Land-use attorney Brett Gladstone is leading a campaign to extend the program and lower or eliminate the conversion fees. The fees were set before the economic recession.
“Some progressive activists have long wanted office users to leave the industrial districts, to move downtown, to move to Oakland, South City, wherever it is, but leave this space for heavy industry, even though there is no need right now,” Gladstone told the Small Business Commission on Dec. 12. “The progressive activists have long been looking forward to Jan. 19 because that’s the time they can start making complaints to the Planning Department.”
Victor Vitlin, a co-owner of Lion Enterprises, a 150,000-square-foot building at 2525 16th St. in the Mission, said he has to pay $1.25 million to fix their legal status. His building is home to six businesses, including a catering company.
“Since the building is not full and the rents average about 75 cents per square foot, I cannot get that money from my tenants, who are struggling themselves,” he said.
Vitlin also objected to the fees and asked for the process to be re-examined. “To us, what is good for small business is good for The City,” he said.
The amnesty program could be extended for six months under legislation introduced by Supervisor Malia Cohen, which is going before the Board of Supervisors Land Use and Economic Development Committee today.
Cohen said while she is OK with an extension of the amnesty program, she is not willing to reopen other aspects of the politically charged Eastern Neighborhood Plan.
Eastern Neighborhood Plan facts
Areas impacted: Mission, central waterfront, east South of Market and Showplace Square/Potrero Hill neighborhoods
What’s PDR? Production, distribution and repair — including printers, design, repair, food preparation, flower arrangers, house builders and furniture wholesaling. Supporters say PDR businesses provide stable and well-paying jobs for the 50 percent of San Francisco residents who do not have college degrees
Planning process began in 2001
Plan went into effect January 2009
Source: Planning Department
Relaxing rules might create space for tech
San Francisco’s booming tech industry is gobbling up office space. On March 1, the Mayor’s Office announced that more than 1 million square feet has been leased in the first two months of the year.
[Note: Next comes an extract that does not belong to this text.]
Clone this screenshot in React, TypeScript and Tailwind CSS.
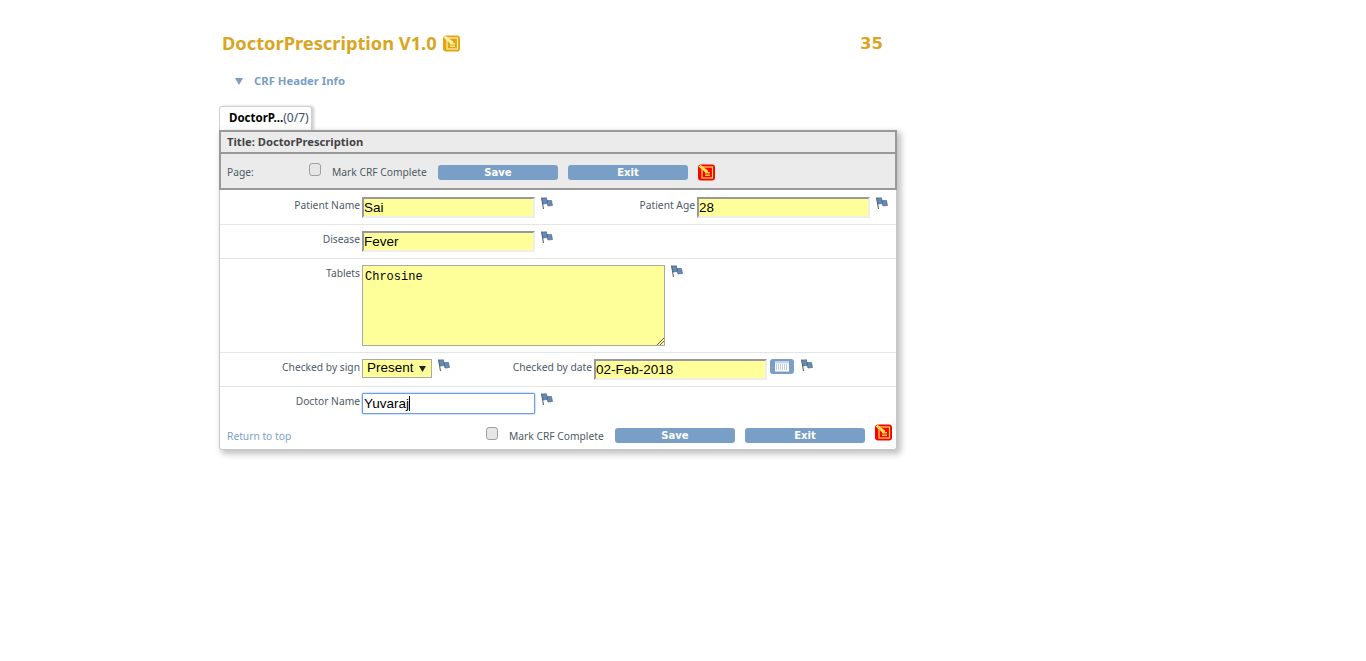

For people such as land-use attorney Brett Gladstone, the time is now to relax PDR zoning controls — which are designed to preserve the production, distribution and repair industries — in areas near high-tech pockets. He suggested The City lift controls in Showplace Square for a “safety valve to make sure we don’t find ourselves in the next year or two running out of places for high-tech businesses to go. We need to have one place to loosen up in the short term.”
Gladstone is not alone in asking the question. The Small Business Commission indicated a willingness to re-examine the controls during its Dec. 12 hearing when it recommend a one-year amnesty extension and also a six-month study on the effectiveness of the controls. Among the proposed topics of that inquiry would be an analysis of vacancy rates and an assessment of the demand from PDR businesses.
“What is the demand for PDR?” asked Luke O’Brien, vice president of the Small Business Commission. “It’s important to be not trying to create something that’s just not wanted for the sake of it.”
City Planning Director John Rahaim said there is a concern about office space availability for the growing tech industry, but “at this point” there is no need to relax PDR controls since other “options” exist.
The City has identified areas for tech growth around Pier 70 and the Central Corridor, the area around Fourth Street between Townsend and Market streets.
Speaking broadly, Gabriel Metcalf, executive director of the San Francisco Planning and Urban Research Association, said The City should generally rethink its narrow zoning controls for building use. Metcalf said the trend in modern planning “is to control building appearance in more sophisticated ways while de-controlling building use.”
“Uses change over time,” he said, “and the essence of good urban building is it will outlast the uses originally imagined.”
— Joshua Sabatini
More than 1 million square feet of office space have been leased by technology firms in just the first two months of 2012:
Salesforce.com: 400,000 sq. ft. at 50 Fremont St.
Macys.com: 242,753 sq. ft. at 680 Folsom St.
Riverbed Technology: 167,788 sq. ft. at 680 Folsom St.
Kabam: 64,000 sq. ft. at 795 Folsom St.
StumbleUpon: 63,000 sq. ft. at 310 Brannan St.
LinkedIn: 57,000 sq. ft. at One Montgomery St.
6Waves: 26,405 sq. ft. at 550 Kearny St.
Funzio: 20,000 sq. ft. at 55 Second St.